Anche il docente Gino Carbonaro è voluto intervenire alla fine di una rappresentazione, affermando che “I livelli raggiunti sono enormi, immensi, si è creata una agorà, un punto di convergenza e redistribuzione culturale. Un monologo che solitamente è qualcosa di implosivo e che qui diventa esplosivo. Il protagonista ha vissuto il dramma in maniera così integrale da dimenticare che aveva un pubblico che lo osservava”.
Tante altre bellissime e significative testimonianze e recensioni sono state lasciate sui canali social della compagnia. Il critico Roberto Farruggio parla di “uno sfavillante Giuseppe Arezzi diretto dallo scrupoloso, attento e quasi silente (e per questo ancora più bravo) Vittorio Bonaccorso. Tommy si pone le domande e si dà delle risposte, magari le cambia e/o le adegua in base a ciò che avrebbe potuto essere e non è stato. E tutto questo è ben visibile nella caoticamente ordinata danza che Tommy, interpretato da Giuseppe Arezzi, disegna sul palcoscenico della Maison Godot con le sue mille maschere e pose diverse, con i suoi cambi di ritmo, la sua incalzante autodiagnosi che si sublima nel momento finale degli altrettanto incalzanti starnuti che anche dentro la sua stanza riducono ineluttabilmente l’intervallo in cui si presentano. Buio improvviso, fine. Tutto però reso vivido dalla regia di Bonaccorso che interviene nei circa 60 minuti in cui si svolge la scena quasi chiedendo scusa, in punta di piedi, lasciando al pubblico immaginare se Tommy dialoga con un altro o con se stesso, la sua adolescenza e la sua rabbia, e anche in questi frangenti la musica orienta lo spettatore con un incedere che pare monotono ma in realtà accompagna l’incalzante ed improvviso buio che si sublimerà nell’ultima scena”.

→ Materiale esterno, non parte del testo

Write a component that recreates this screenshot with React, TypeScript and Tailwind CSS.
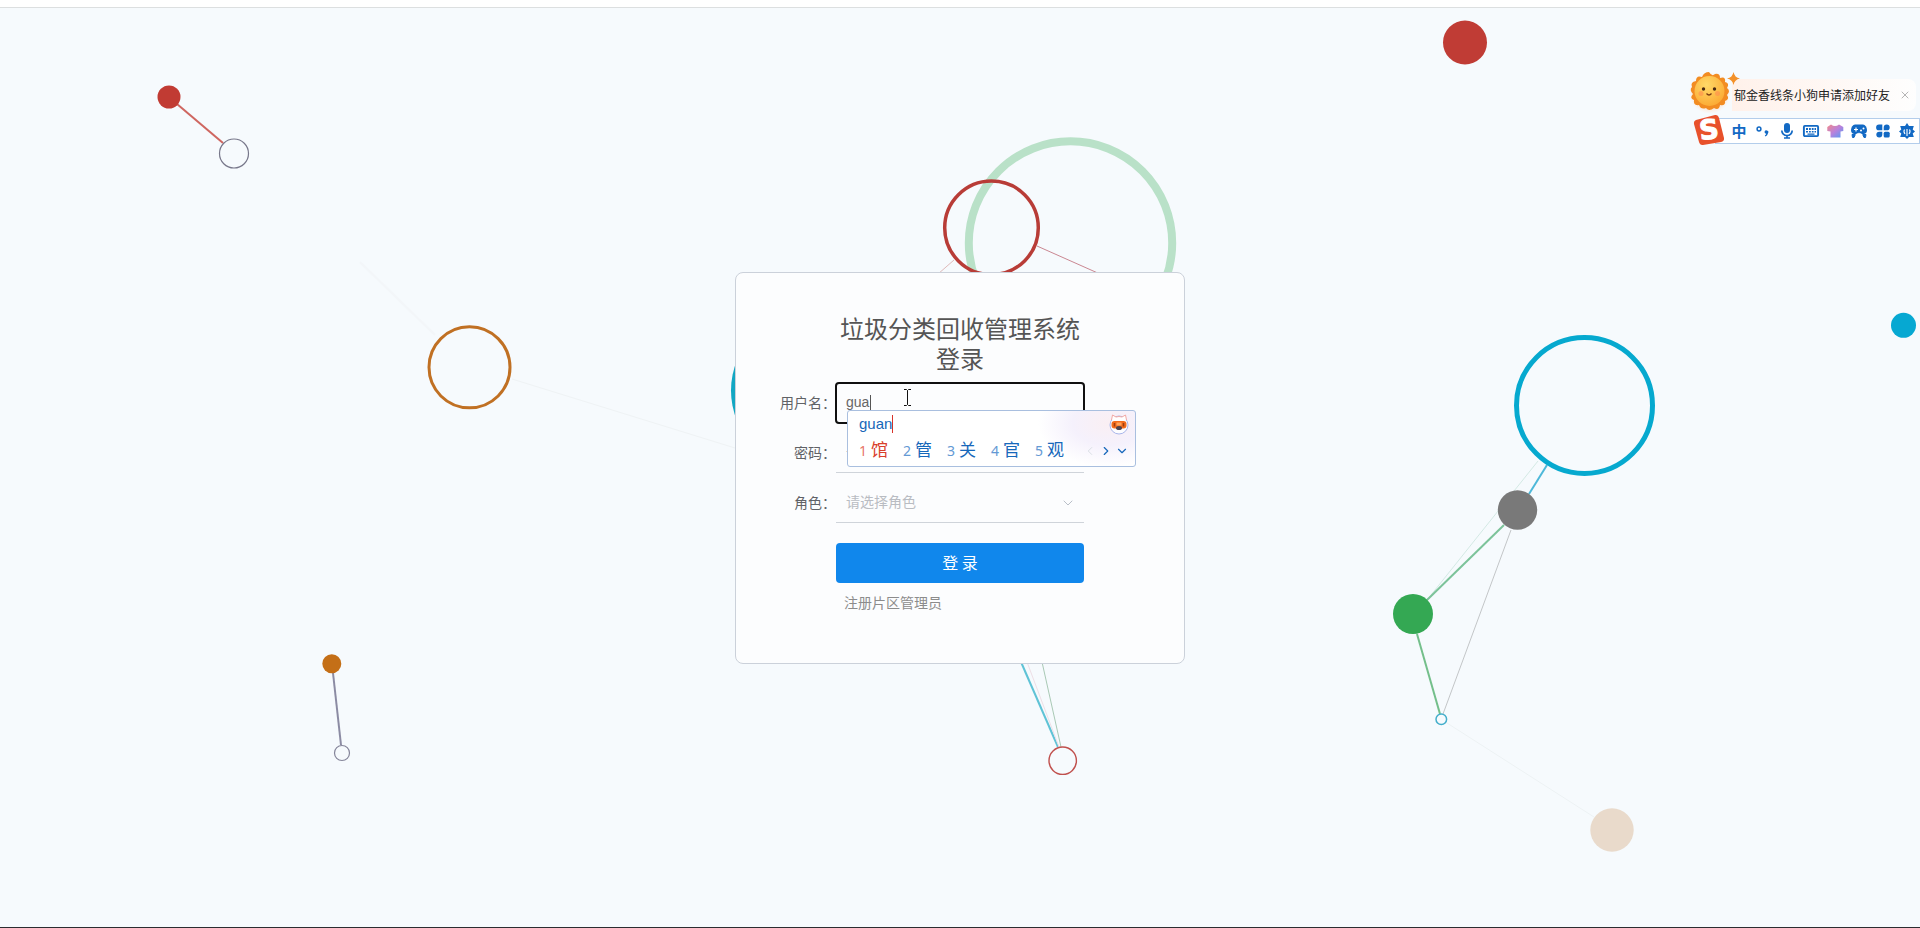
import React, { useState } from 'react';
import { ChevronDown, ChevronLeft, ChevronRight, X } from 'lucide-react';

interface Dot {
  x: number;
  y: number;
  r: number;
  color: string;
  ring?: number;
}

const LINKS = [
  { d: 'M177 104L223 143', color: '#cf6660', width: 2 },
  { d: 'M333 673L341 745', color: '#8b8ba3', width: 2 },
  { d: 'M360 262L435 335', color: '#f3f6f9', width: 2 },
  { d: 'M512 379L735 448', color: '#eff3f5', width: 1 },
  { d: 'M1037 246L1100 274', color: '#c98791', width: 1 },
  { d: 'M954 260L938 274', color: '#dfb9b9', width: 1 },
  { d: 'M1021 662L1058 747', color: '#5fc3d6', width: 2 },
  { d: 'M1027 662L1059 747', color: '#eedfe6', width: 1 },
  { d: 'M1042 662L1061 747', color: '#a9c9b5', width: 1 },
  { d: 'M1538 461L1427 600', color: '#d3e9e4', width: 1 },
  { d: 'M1547 465L1529 494', color: '#4db8d9', width: 2 },
  { d: 'M1504 525L1427 600', color: '#7cc39a', width: 2 },
  { d: 'M1511 530L1443 714', color: '#c3c6c8', width: 1 },
  { d: 'M1417 634L1440 714', color: '#74bf8b', width: 2 },
  { d: 'M1447 723L1594 817', color: '#edf2f4', width: 1 },
];

const DOTS: Dot[] = [
  { x: 169, y: 97, r: 11.5, color: '#c13b33' },
  { x: 234, y: 153.5, r: 14.5, color: '#77778a', ring: 1.2 },
  { x: 469.5, y: 367.3, r: 40.5, color: '#c07023', ring: 3 },
  { x: 331.8, y: 663.8, r: 9.5, color: '#c46f17' },
  { x: 342, y: 753, r: 7.5, color: '#85859a', ring: 1.2 },
  { x: 811, y: 390.5, r: 80, color: '#12a7c3' },
  { x: 1070.5, y: 243, r: 101.7, color: '#b9e1c8', ring: 8 },
  { x: 991.5, y: 227.8, r: 46.8, color: '#b83c37', ring: 3.5 },
  { x: 1465, y: 42.5, r: 22, color: '#c03c35' },
  { x: 1903.5, y: 325.3, r: 12.5, color: '#06a8d2' },
  { x: 1584.5, y: 405.5, r: 68, color: '#06a9cf', ring: 5 },
  { x: 1517.5, y: 510, r: 19.7, color: '#797979' },
  { x: 1413, y: 614, r: 20, color: '#34a853' },
  { x: 1441.3, y: 719.3, r: 5.3, color: '#43aecb', ring: 1.5 },
  { x: 1612, y: 830, r: 21.7, color: '#e9dacb' },
  { x: 1062.7, y: 760.7, r: 13.7, color: '#c0504d', ring: 1.4 },
];

const CANDIDATES = ['馆', '管', '关', '官', '观'];

const Particles: React.FC = () => (
  <svg
    className="pointer-events-none absolute inset-0 h-full w-full"
    viewBox="0 0 1920 928"
    preserveAspectRatio="xMidYMid slice"
    aria-hidden="true"
  >
    {LINKS.map(link => (
      <path key={link.d} d={link.d} stroke={link.color} strokeWidth={link.width} />
    ))}
    {DOTS.map(dot => (
      <circle
        key={`${dot.x}-${dot.y}`}
        cx={dot.x}
        cy={dot.y}
        r={dot.r}
        fill={dot.ring ? 'none' : dot.color}
        stroke={dot.ring ? dot.color : 'none'}
        strokeWidth={dot.ring ?? 0}
      />
    ))}
  </svg>
);

const Mascot: React.FC = () => (
  <svg width="20" height="22" viewBox="0 0 20 22" aria-hidden="true">
    <circle cx="10" cy="12" r="9" fill="#fdfdff" stroke="#a9b6ea" />
    <path d="M2.500 7L3.500 2L7 4Q10 3 13 4L16.500 2L17.500 7" fill="#fff" stroke="#f3a9a4" />
    <rect x="2.500" y="8" width="15" height="7.500" rx="3" fill="#f26a1b" />
    <path d="M5.500 10v3.500M14.500 10v3.500" stroke="#9c3d13" strokeWidth="1.500" />
    <rect x="7.500" y="9.500" width="5" height="3" fill="#ffa45c" />
    <ellipse cx="10" cy="15" rx="3" ry="2" fill="#4b4350" />
  </svg>
);

// Floating candidate window of the input method
const CandidateWindow: React.FC = () => (
  <div className="absolute top-[27px] left-[11px] z-10 h-[57px] w-[289px] rounded-[3px] border border-[#a9bfdf] bg-white bg-[radial-gradient(ellipse_70px_44px_at_260px_12px,#faeff3_0,#f5f1fc_50%,#ffffff_100%)] pl-[11px] font-['Liberation_Sans','Noto_Sans_CJK_SC',sans-serif]">
    <div className="flex h-[26px] items-center justify-between pr-[6px]">
      <span className="border-r border-[#d8332a] text-[15px] leading-[18px] text-[#1767b8]">guan</span>
      <Mascot />
    </div>
    <div className="flex h-[27px] items-center">
      {CANDIDATES.map((word, i) => (
        <button
          key={word}
          type="button"
          className={`flex w-[44px] items-center gap-1 text-[17px] leading-[24px] ${i === 0 ? 'text-[#d9402c]' : 'text-[#1768bb]'}`}
        >
          <span className={`font-['Noto_Sans',sans-serif] text-[14px] ${i === 0 ? 'text-[#e8766a]' : 'text-[#6499d4]'}`}>{i + 1}</span>
          {word}
        </button>
      ))}
      <div className="ml-auto flex items-center gap-[2px] pr-[6px] text-[#1768bb]">
        <button type="button" aria-label="上一页" className="text-[#d5dae0]"><ChevronLeft size={14} strokeWidth={1.5} /></button>
        <button type="button" aria-label="下一页"><ChevronRight size={14} /></button>
        <button type="button" aria-label="展开"><ChevronDown size={14} /></button>
      </div>
    </div>
  </div>
);

const TextCursor: React.FC = () => (
  <svg className="pointer-events-none absolute top-[6px] left-[67px]" width="9" height="17" viewBox="0 0 9 17" fill="none" stroke="#111" aria-hidden="true">
    <path d="M1 .5H3.5L4.5 1.5L5.5 .5H8M4.5 1.5V15.5M1 16.5H3.5L4.5 15.5L5.5 16.5H8" />
  </svg>
);

const LoginCard: React.FC = () => {
  const [username, setUsername] = useState('gua');
  const [password, setPassword] = useState('');
  const [role, setRole] = useState('');

  const row = 'col-span-3 grid grid-cols-subgrid items-center';
  const label = 'pb-[2px] text-right';
  const field = 'h-10 w-full bg-transparent px-[10px] pb-[2px] text-[14px] text-[#666] outline-none';

  return (
    <form
      className="relative grid w-[450px] grid-cols-[100px_1fr_100px] gap-y-[10px] rounded-lg border border-[#cbd1da] bg-[#fcfdfe] pt-10 pb-[52px] text-[14px] text-[#606266]"
      onSubmit={e => e.preventDefault()}
    >
      <h1 className="col-start-2 text-center text-[24px] leading-[30px] text-[#555]">垃圾分类回收管理系统登录</h1>

      <div className={row}>
        <label htmlFor="username" className={label}>用户名：</label>
        <div className="relative">
          <input
            id="username"
            className={`${field} rounded-[3px] font-['Liberation_Sans','Noto_Sans_CJK_SC',sans-serif] outline-2 -outline-offset-1 outline-[#101010] outline-solid`}
            value={username}
            onChange={e => setUsername(e.target.value)}
          />
          <span className="pointer-events-none absolute top-3 left-[34px] h-4 w-px bg-[#555]" />
          <TextCursor />
          <CandidateWindow />
        </div>
      </div>

      <div className={row}>
        <label htmlFor="password" className={label}>密码：</label>
        <input
          id="password"
          type="password"
          placeholder="请输入密码"
          className={`${field} border-b border-[#cfd4da] placeholder:text-[#bbb]`}
          value={password}
          onChange={e => setPassword(e.target.value)}
        />
      </div>

      <div className={row}>
        <label htmlFor="role" className={label}>角色：</label>
        <div className="relative">
          <select
            id="role"
            className={`${field} appearance-none border-b border-[#cfd4da] text-[#b9bcc2]`}
            value={role}
            onChange={e => setRole(e.target.value)}
          >
            <option value="">请选择角色</option>
            <option value="admin">管理员</option>
            <option value="area">片区管理员</option>
          </select>
          <ChevronDown size={16} strokeWidth={1.5} className="pointer-events-none absolute top-3 right-2 text-[#b9bfc8]" />
        </div>
      </div>

      <button type="submit" className="col-start-2 mt-[10px] h-10 rounded bg-[#1087ec] pb-[2px] text-[16px] text-white">登 录</button>
      <a href="#register" className="col-start-2 px-2 leading-[18px] text-[#8c8c8c]">注册片区管理员</a>
    </form>
  );
};

const Sun: React.FC = () => (
  <svg width="52" height="42" viewBox="0 0 52 42" aria-hidden="true">
    <defs>
      <radialGradient id="face" cx=".4" cy=".3" r=".8">
        <stop offset="0" stopColor="#ffd968" />
        <stop offset="1" stopColor="#fba62f" />
      </radialGradient>
      <radialGradient id="glow">
        <stop offset=".6" stopColor="#ffd2ae" />
        <stop offset="1" stopColor="#ffe9d8" stopOpacity="0" />
      </radialGradient>
    </defs>
    <circle cx="21" cy="22" r="21" fill="url(#glow)" />
    <path
      d="M20 1Q23 6 26 3Q31 2 31 7Q37 5 36 11Q41 12 38 17Q42 20 38 24Q41 28 36 30Q37 35 31 34Q30 40 25 37Q20 41 17 37Q12 39 10 34Q4 35 5 29Q0 27 4 23Q0 19 3 16Q1 11 7 10Q7 4 13 6Q15 1 20 1Z"
      fill="#f28c22"
    />
    <circle cx="20.500" cy="20" r="15" fill="url(#face)" />
    <circle cx="14.500" cy="18" r="1.700" fill="#4a2a12" />
    <circle cx="25.500" cy="18" r="1.700" fill="#4a2a12" />
    <circle cx="12" cy="22.500" r="2.500" fill="#ff8d4f" opacity=".6" />
    <circle cx="28.500" cy="22.500" r="2.500" fill="#ff8d4f" opacity=".6" />
    <path d="M17.500 22.500Q20 25.500 22.500 22.500" stroke="#7a3b12" strokeWidth="1.300" fill="none" />
    <path d="M44.500 1Q45.500 6.500 51 7.500Q45.500 8.500 44.500 14Q43.500 8.500 38 7.500Q43.500 6.500 44.500 1Z" fill="#f3912a" />
  </svg>
);

const SogouLogo: React.FC = () => (
  <svg width="32" height="32" viewBox="0 0 32 32" aria-hidden="true">
    <path d="M3 6L22 1Q25 .5 26 4L31 24Q31.500 27 28 28L10 31Q7 31.500 6 28L1 10Q.5 7 3 6Z" fill="#e8512b" />
    <text
      x="16"
      y="25"
      textAnchor="middle"
      transform="rotate(-6 16 16)"
      fill="#fff"
      stroke="#fff"
      strokeWidth="1"
      fontFamily="DejaVu Sans, sans-serif"
      fontWeight="bold"
      fontSize="27"
    >
      S
    </text>
  </svg>
);

const ICON = 'h-[18px] w-[18px] fill-current';

const InputMethodBar: React.FC = () => (
  <aside className="absolute top-[71px] right-0 w-[231px] font-['Noto_Sans_CJK_SC',sans-serif]">
    <div className="flex h-11 items-center pb-[2px]">
      <div className="relative z-10 -mr-[9px] h-[42px] w-[52px]"><Sun /></div>
      <div className="mt-[6px] mr-1 flex h-8 flex-1 items-center justify-between rounded-r-lg bg-linear-to-r from-[#fff1ea] to-[#fefefe] pr-[5px] pl-[2px] text-[12px] text-[#222]">
        <span className="whitespace-nowrap">郁金香线条小狗申请添加好友</span>
        <button type="button" aria-label="关闭" className="text-[#b5b5b5]"><X size={12} strokeWidth={2} /></button>
      </div>
    </div>
    <div className="flex h-8 items-center pl-1">
      <div className="relative z-10 pb-[2px]"><SogouLogo /></div>
      <div className="-ml-[10px] flex h-[26px] flex-1 items-center gap-[6px] border border-[#b3cdeb] bg-white pl-[14px] text-[#1269c4]">
        <button type="button" aria-label="中英文切换" className="w-[18px] shrink-0 text-center text-[15px] leading-[18px] font-bold">中</button>
        <button type="button" aria-label="标点" className="shrink-0">
          <svg viewBox="0 0 18 18" className={ICON}>
            <circle cx="5" cy="7" r="1.900" fill="none" stroke="currentColor" strokeWidth="1.500" />
            <path d="M10.500 10a1.900 1.900 0 1 1 3.500 1.200Q13.500 13.500 11.500 14.500L10.800 13.600Q12 12.800 12.200 11.800Q10.700 11.600 10.500 10Z" />
          </svg>
        </button>
        <button type="button" aria-label="语音" className="shrink-0">
          <svg viewBox="0 0 18 18" className={ICON}>
            <rect x="6" y="1" width="6" height="10" rx="3" />
            <path d="M3.800 8.500a5.200 5 0 0 0 10.400 0M9 13.500V16.500M6 16H12" fill="none" stroke="currentColor" strokeWidth="1.700" />
          </svg>
        </button>
        <button type="button" aria-label="软键盘" className="shrink-0">
          <svg viewBox="0 0 18 18" className={ICON}>
            <rect x="1.900" y="3.900" width="14.200" height="10.200" rx="1" fill="none" stroke="currentColor" strokeWidth="1.900" />
            <path d="M4 6h2v2H4zM7 6h1.800v2H7zM9.800 6h1.800v2H9.800zM12.500 6H14v2h-1.500zM4 9h2v1.500H4zM7 9h1.800v1.500H7zM9.800 9h1.800v1.500H9.800zM12.500 9H14v1.500h-1.500zM5.500 11.400h7v1.300h-7z" />
          </svg>
        </button>
        <button type="button" aria-label="皮肤" className="shrink-0">
          <svg viewBox="0 0 18 18" className="h-[18px] w-[18px]">
            <defs>
              <linearGradient id="skin" x1="0" y1="0" x2="1" y2="1">
                <stop offset="0" stopColor="#f28a8a" />
                <stop offset=".5" stopColor="#b981dc" />
                <stop offset="1" stopColor="#4f9df5" />
              </linearGradient>
            </defs>
            <path d="M5 2.500Q9 5.500 13 2.500L17.300 5V9L14.500 9.500V15.500H4.500V9.500L1.300 9V5Z" fill="url(#skin)" />
          </svg>
        </button>
        <button type="button" aria-label="游戏" className="shrink-0">
          <svg viewBox="0 0 18 18" className={ICON}>
            <path d="M5 2.500H13Q16.500 3 17 8Q17 11.500 14 12H4Q1 11.500 1 8Q1.500 3 5 2.500Z" />
            <path d="M2 12.500L5.500 12.500L4 15.500H2.500ZM16 12.500L12.500 12.500L14 15.500H15.500Z" stroke="currentColor" />
            <path d="M4 7.500H8M6 5.500V9.500" stroke="#fff" strokeWidth="1.200" />
            <circle cx="11" cy="8.500" r="1" fill="#fff" />
            <circle cx="13.500" cy="6.500" r="1" fill="#fff" />
            <path d="M5.500 13Q9 9.500 12.500 13" fill="none" stroke="#fff" />
          </svg>
        </button>
        <button type="button" aria-label="工具箱" className="shrink-0">
          <svg viewBox="0 0 18 18" className={ICON}>
            <path d="M5 2.500H8.300V8.300H5A2.900 2.900 0 0 1 5 2.500ZM9.700 5.400A3 2.900 0 1 1 12.700 8.300H9.700ZM8.300 9.700V12.600A3 2.900 0 1 1 5.300 9.700Z" />
            <rect x="9.700" y="9.700" width="6" height="5.800" rx="1.500" />
          </svg>
        </button>
        <button type="button" aria-label="设置" className="shrink-0">
          <svg viewBox="0 0 18 18" className={ICON}>
            <path d="M9 1L11 4L15.800 4L14.700 7.500L17 9.500L14.700 11.500L15.800 15L11 15L9 17L7 15L2.200 15L3.300 11.500L1 9.500L3.300 7.500L2.200 4L7 4Z" />
            <path d="M7 12Q5.200 9.500 6.500 7.500M11 12Q12.800 9.500 11.500 7.500M9 7V14" fill="none" stroke="#fff" strokeWidth="1.100" />
          </svg>
        </button>
      </div>
    </div>
  </aside>
);

export default function App() {
  return (
    <div className="relative flex min-h-screen flex-col overflow-hidden bg-[#f6fafd] font-['Noto_Sans_CJK_SC',sans-serif]">
      <div className="h-2 border-b border-[#dcdfe0] bg-white" />
      <Particles />
      <main className="flex flex-1 items-center justify-center pt-px">
        <LoginCard />
      </main>
      <InputMethodBar />
      <div className="h-px bg-[#2b2c30]" />
    </div>
  );
}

Anche il critico Danilo Amione ha voluto elogiare questa meravigliosa messinscena affermando che con il personaggio, in una stanza quasi vuota, chiusa, si è dinnanzi ad una “premessa polanskiana, pronta ad esplodere, a dirompere definitivamente. Manfridi preferisce risolvere tutto con un dialogo forte, serrato, a volte disperato, forse interiore, forse terapeutico. Comunque, rivelatore di mille rivoli esistenziali, nati all’interno di una famiglia, luogo di origine di tutti noi. Tommy esplicita tutto, ne ha bisogno, e noi siamo con lui, lo comprendiamo, perchè sappiamo, seppure impotenti. La luce è incerta, simbolica di una condizione mentale intermittente. L’incomunicabilità regna sovrana, qualcuno vuole sapere, chiede. Tommy risponde, cerca di rispondere, ci prova. Grida, persino. Rimarrà al punto di partenza, ma qualcuno sarà stato con lui. Per 50 minuti. Noi, gli spettatori, come quei 75 minuti passati con Cleo per le strade di Parigi. Tempo reale, tempo di uno sfogo, metafora di una vita, attraversata alla ricerca di una felicità che ci spetta di diritto. Proprio tu, madre, proprio tu, padre, dice Tommy, voi che siete la ragione del mio essere qui, mi ingabbiate invece di alleviare la mia condizione di naufrago in una spiaggia sulla quale non ho mai chiesto di approdare. L’applauso finale ad uno straordinario Giuseppe Arezzi è la testimonianza che fuori da quelle mura per noi Tommy c’è sempre stato. Un grazie a Vittorio Bonaccorso, costruttore e demolitore di mille metafore sceniche”.